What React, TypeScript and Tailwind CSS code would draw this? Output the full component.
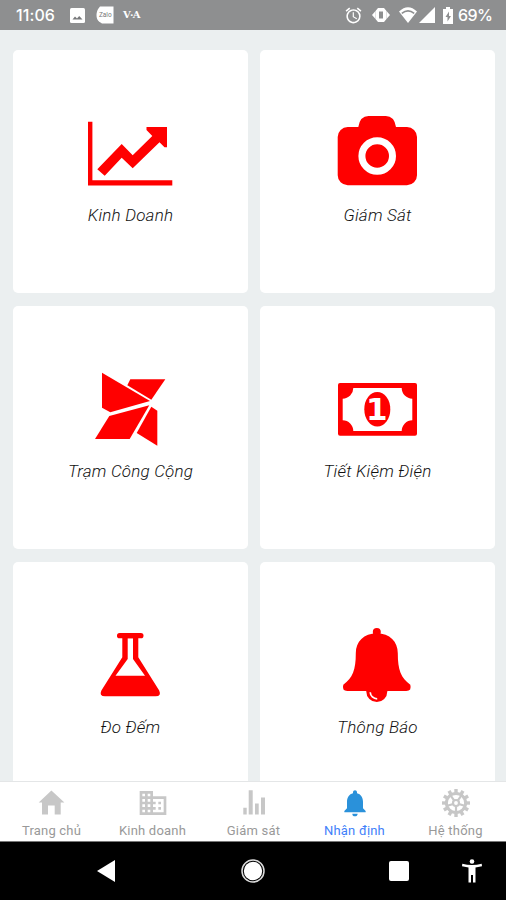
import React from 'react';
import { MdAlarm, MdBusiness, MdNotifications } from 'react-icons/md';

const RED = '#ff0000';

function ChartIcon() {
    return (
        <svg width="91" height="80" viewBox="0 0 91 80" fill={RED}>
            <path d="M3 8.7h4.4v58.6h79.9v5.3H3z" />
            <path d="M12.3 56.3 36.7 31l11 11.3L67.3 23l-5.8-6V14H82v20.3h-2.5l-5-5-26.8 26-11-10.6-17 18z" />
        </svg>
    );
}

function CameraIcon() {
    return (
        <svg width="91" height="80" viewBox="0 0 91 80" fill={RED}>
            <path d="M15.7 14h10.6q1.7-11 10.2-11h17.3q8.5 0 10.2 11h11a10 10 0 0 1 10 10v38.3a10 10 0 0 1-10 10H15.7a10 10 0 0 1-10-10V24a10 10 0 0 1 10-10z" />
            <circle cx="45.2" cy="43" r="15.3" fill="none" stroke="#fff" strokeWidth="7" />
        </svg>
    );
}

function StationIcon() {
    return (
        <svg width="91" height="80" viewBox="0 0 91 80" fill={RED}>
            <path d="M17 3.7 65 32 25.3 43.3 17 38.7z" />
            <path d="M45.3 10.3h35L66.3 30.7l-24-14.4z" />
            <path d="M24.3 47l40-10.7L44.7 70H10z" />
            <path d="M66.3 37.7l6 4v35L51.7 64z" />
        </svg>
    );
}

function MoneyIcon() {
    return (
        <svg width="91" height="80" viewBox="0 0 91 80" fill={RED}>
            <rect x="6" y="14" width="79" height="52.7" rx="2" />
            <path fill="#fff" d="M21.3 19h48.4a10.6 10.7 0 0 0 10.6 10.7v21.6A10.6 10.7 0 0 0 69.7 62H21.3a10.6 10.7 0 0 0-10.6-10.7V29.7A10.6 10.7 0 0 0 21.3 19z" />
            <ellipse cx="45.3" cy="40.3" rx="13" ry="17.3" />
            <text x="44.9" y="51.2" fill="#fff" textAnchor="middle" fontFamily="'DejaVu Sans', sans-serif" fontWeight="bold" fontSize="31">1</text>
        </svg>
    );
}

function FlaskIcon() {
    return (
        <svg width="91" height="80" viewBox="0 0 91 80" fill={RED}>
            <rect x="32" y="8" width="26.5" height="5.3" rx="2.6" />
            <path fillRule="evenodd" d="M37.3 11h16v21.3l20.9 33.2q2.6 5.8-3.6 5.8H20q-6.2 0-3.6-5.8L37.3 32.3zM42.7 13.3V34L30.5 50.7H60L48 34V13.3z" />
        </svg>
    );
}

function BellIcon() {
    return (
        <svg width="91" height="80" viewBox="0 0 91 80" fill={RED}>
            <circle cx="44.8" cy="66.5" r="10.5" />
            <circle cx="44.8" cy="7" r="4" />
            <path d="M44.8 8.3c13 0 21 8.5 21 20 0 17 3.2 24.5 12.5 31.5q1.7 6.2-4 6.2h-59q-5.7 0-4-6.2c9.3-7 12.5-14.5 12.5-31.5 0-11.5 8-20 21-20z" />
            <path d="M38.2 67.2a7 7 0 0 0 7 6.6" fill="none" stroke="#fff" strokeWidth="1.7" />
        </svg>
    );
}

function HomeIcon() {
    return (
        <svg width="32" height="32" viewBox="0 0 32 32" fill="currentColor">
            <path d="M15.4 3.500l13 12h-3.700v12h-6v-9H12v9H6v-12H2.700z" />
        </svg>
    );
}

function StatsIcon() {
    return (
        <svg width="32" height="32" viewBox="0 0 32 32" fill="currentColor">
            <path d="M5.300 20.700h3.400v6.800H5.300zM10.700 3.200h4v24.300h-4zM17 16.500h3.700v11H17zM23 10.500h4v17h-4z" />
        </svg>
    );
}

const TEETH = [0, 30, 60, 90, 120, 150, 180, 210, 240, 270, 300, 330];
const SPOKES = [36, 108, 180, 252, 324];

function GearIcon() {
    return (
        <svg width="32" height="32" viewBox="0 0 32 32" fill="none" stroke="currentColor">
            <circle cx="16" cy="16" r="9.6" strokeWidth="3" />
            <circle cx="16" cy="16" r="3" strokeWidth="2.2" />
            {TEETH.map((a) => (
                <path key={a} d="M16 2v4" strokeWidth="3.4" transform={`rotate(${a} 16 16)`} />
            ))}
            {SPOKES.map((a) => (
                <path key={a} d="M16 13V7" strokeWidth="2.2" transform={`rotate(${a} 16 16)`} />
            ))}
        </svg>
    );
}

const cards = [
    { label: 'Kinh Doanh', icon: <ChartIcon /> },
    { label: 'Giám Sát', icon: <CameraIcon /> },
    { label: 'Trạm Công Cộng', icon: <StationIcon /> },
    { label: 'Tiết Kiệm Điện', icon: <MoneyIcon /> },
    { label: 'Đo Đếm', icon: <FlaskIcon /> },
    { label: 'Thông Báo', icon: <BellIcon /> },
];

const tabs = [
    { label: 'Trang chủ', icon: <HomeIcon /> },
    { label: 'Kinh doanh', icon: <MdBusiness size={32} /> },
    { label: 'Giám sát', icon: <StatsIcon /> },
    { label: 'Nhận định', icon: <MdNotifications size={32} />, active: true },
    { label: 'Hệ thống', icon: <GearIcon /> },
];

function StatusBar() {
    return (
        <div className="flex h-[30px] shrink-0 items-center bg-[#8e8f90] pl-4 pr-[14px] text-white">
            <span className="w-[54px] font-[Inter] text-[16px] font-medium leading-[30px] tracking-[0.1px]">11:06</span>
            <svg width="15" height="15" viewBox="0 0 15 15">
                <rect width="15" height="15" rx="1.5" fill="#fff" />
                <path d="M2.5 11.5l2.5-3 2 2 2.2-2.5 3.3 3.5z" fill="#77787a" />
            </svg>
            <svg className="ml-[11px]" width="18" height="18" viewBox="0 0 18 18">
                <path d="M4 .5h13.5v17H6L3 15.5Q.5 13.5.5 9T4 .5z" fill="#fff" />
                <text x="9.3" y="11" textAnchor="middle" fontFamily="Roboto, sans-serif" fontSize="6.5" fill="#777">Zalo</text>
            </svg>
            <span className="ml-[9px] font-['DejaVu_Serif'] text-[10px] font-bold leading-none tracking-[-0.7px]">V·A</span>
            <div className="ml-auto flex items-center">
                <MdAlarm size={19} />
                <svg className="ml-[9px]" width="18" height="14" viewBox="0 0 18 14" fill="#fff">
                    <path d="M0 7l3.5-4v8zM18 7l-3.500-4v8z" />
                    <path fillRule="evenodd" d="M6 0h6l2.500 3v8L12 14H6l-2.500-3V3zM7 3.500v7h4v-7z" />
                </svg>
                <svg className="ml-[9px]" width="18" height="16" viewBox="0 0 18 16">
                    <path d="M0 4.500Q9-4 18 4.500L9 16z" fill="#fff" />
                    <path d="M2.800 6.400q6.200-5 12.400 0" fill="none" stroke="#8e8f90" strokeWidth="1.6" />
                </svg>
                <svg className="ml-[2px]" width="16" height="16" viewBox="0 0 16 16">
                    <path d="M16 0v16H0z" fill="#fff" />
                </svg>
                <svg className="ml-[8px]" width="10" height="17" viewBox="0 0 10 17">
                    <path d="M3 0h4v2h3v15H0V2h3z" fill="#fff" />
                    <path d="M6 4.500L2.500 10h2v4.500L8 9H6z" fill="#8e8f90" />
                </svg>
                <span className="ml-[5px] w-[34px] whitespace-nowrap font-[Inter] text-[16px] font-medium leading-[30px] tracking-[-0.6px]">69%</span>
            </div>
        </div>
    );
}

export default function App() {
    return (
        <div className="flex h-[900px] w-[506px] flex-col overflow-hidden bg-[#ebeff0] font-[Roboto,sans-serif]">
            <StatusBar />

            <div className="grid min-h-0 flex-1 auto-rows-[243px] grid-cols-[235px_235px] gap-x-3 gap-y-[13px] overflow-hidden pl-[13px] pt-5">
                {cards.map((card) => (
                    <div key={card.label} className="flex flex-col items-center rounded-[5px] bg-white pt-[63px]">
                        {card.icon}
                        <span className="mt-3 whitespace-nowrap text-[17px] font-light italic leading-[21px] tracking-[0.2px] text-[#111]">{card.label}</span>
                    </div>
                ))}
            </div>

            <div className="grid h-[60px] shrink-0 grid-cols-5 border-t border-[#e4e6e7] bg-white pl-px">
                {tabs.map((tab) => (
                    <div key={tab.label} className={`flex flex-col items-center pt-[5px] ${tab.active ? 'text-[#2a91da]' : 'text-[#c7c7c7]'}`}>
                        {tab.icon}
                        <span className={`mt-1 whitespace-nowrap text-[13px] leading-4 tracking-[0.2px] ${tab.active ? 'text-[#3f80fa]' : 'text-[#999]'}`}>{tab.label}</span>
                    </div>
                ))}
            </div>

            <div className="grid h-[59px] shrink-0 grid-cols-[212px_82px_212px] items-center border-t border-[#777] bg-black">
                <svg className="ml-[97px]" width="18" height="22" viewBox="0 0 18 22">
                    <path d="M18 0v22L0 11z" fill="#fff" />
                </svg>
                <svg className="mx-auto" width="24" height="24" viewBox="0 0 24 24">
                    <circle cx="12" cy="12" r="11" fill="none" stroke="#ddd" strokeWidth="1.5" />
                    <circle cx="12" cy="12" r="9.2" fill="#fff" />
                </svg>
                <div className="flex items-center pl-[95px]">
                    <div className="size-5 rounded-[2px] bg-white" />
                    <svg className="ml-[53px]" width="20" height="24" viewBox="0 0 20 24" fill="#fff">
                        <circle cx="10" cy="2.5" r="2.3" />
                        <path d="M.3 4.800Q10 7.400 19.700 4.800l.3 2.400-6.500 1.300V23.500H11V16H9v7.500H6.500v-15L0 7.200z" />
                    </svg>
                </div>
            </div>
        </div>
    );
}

+---+

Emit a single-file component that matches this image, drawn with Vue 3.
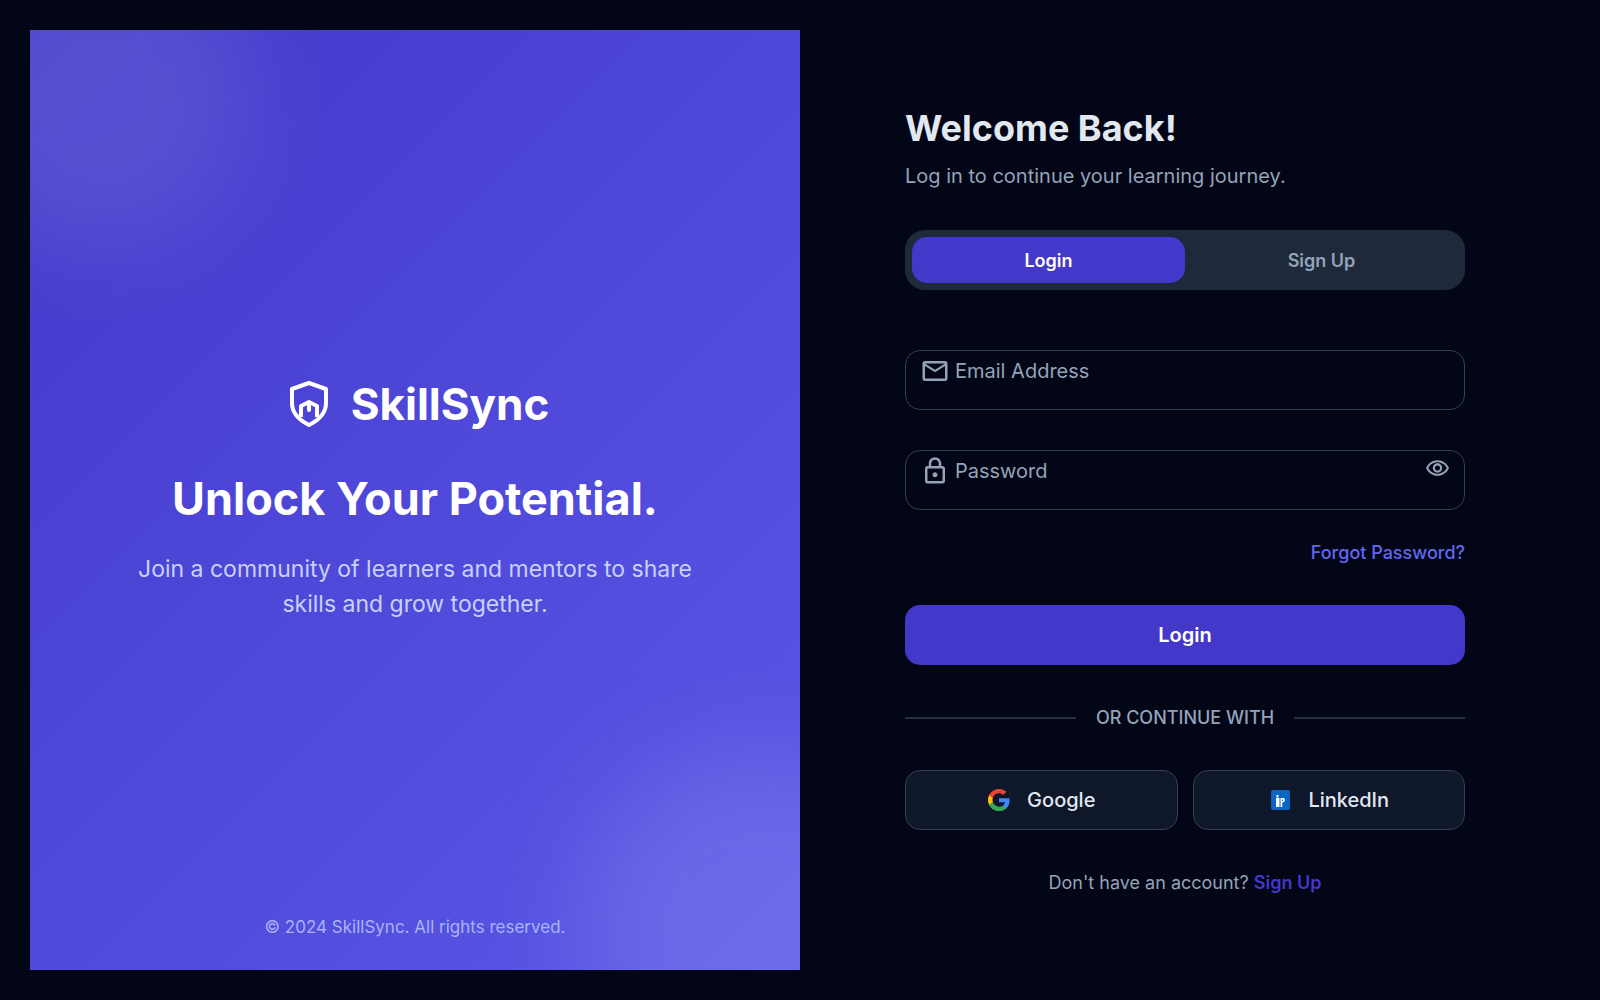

+---+

■ To be done ■
From the listing above, repeat only the lines between the line containing "What React, TypeScript" and the line containing "const RED = '#ff0000';", those two included. Pictures are not part of the copy.

■ Written solution ■
What React, TypeScript and Tailwind CSS code would draw this? Output the full component.
import React from 'react';
import { MdAlarm, MdBusiness, MdNotifications } from 'react-icons/md';

const RED = '#ff0000';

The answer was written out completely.